A love of 18th-century English country dancing draws young and old to Friday night gatherings in the Louisa County hamlet of Cuckoo. |
GLANCING periodically at the paper clutched in his hand, Jerry Reynolds was keeping his charges under tight control.
"Right hands across halfway. Turn single. Second couple cast, followed by first, and end in line of four, second couple in center. All up and back a double. End with first couple above, all improper."
Astonishingly, all 16 people in the room moved together at his direction, apparently comprehending the arcane commands. Dancers moved gracefully in and out as patterns formed, dissolved and reformed.
Their feet kept time to 300-year-old tunes played by Jack Maus on keyboard and Steven Hickman on violin.
"It's a whole other world out here," said DeLaura Padovan, the fiddler's wife.

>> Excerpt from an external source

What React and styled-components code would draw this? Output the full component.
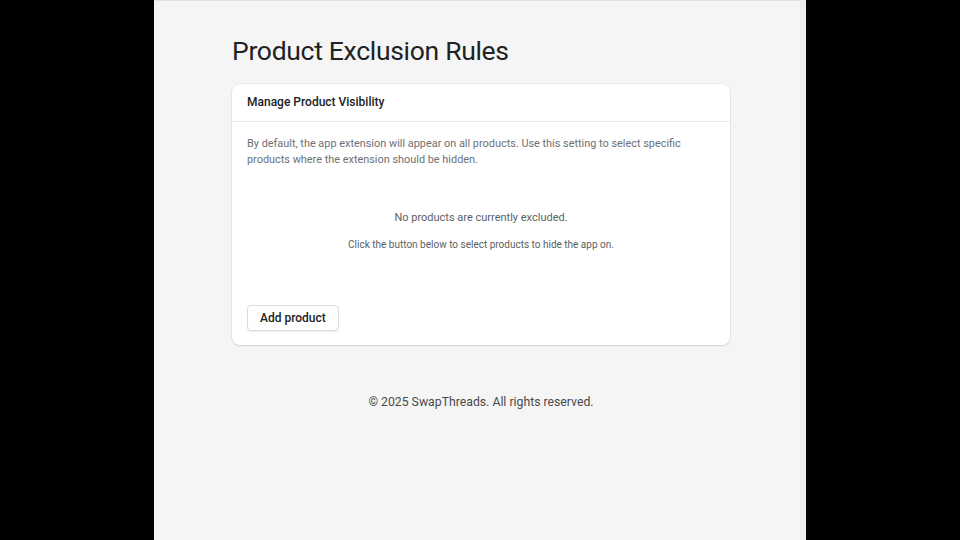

The group, which laughingly calls itself the Cuckoo Assembly after the Louisa County hamlet where practice takes place, was polishing its dancing skills, getting ready for last weekend's big George Washington Ball in Williamsburg. That statewide gathering also included members of the Rappahannock Colonial Heritage Society, which is based in Fredericksburg.
The Louisa group had its start with the bicentennial celebrations in 1976. Mona Harkrader was co-chairman of the Louisa County Bicentennial Ball and wanted to be able to perform dances of the Revolutionary period, according to her husband.
"We went to Williamsburg for 10 weeks" to learn dances, Ward Harkrader said. "We'd go down on Mondays and teach them up here on Fridays."
There were 21 couples who danced for the bicentennial event. These days, the group attracts from 10 to 30 people to the Friday night gatherings at Gilboa Christian Church in Cuckoo. This tiny crossroads where U.S. 522 splits south from U.S. 33 is 11 miles from the Spotsylvania County line at Lake Anna.
The Cuckoo Assembly is an eclectic group that includes a retired circuit court judge, a trial lawyer, a high school teacher, an organic gardener and a real estate agent. At least half of the dancers are under 18, all the way down to 5-year-old Maren Hickman.
"We're working on the next generation," said Linda Petry-Maus, wife of the keyboardist.
In fact, a large part of the charm of 18th-century dancing is that it's something that families do together, Harkrader said. Grandparents, parents, teenagers and young children all join in the fun.
The Fredericksburg society started as a Scottish dance class in 1994.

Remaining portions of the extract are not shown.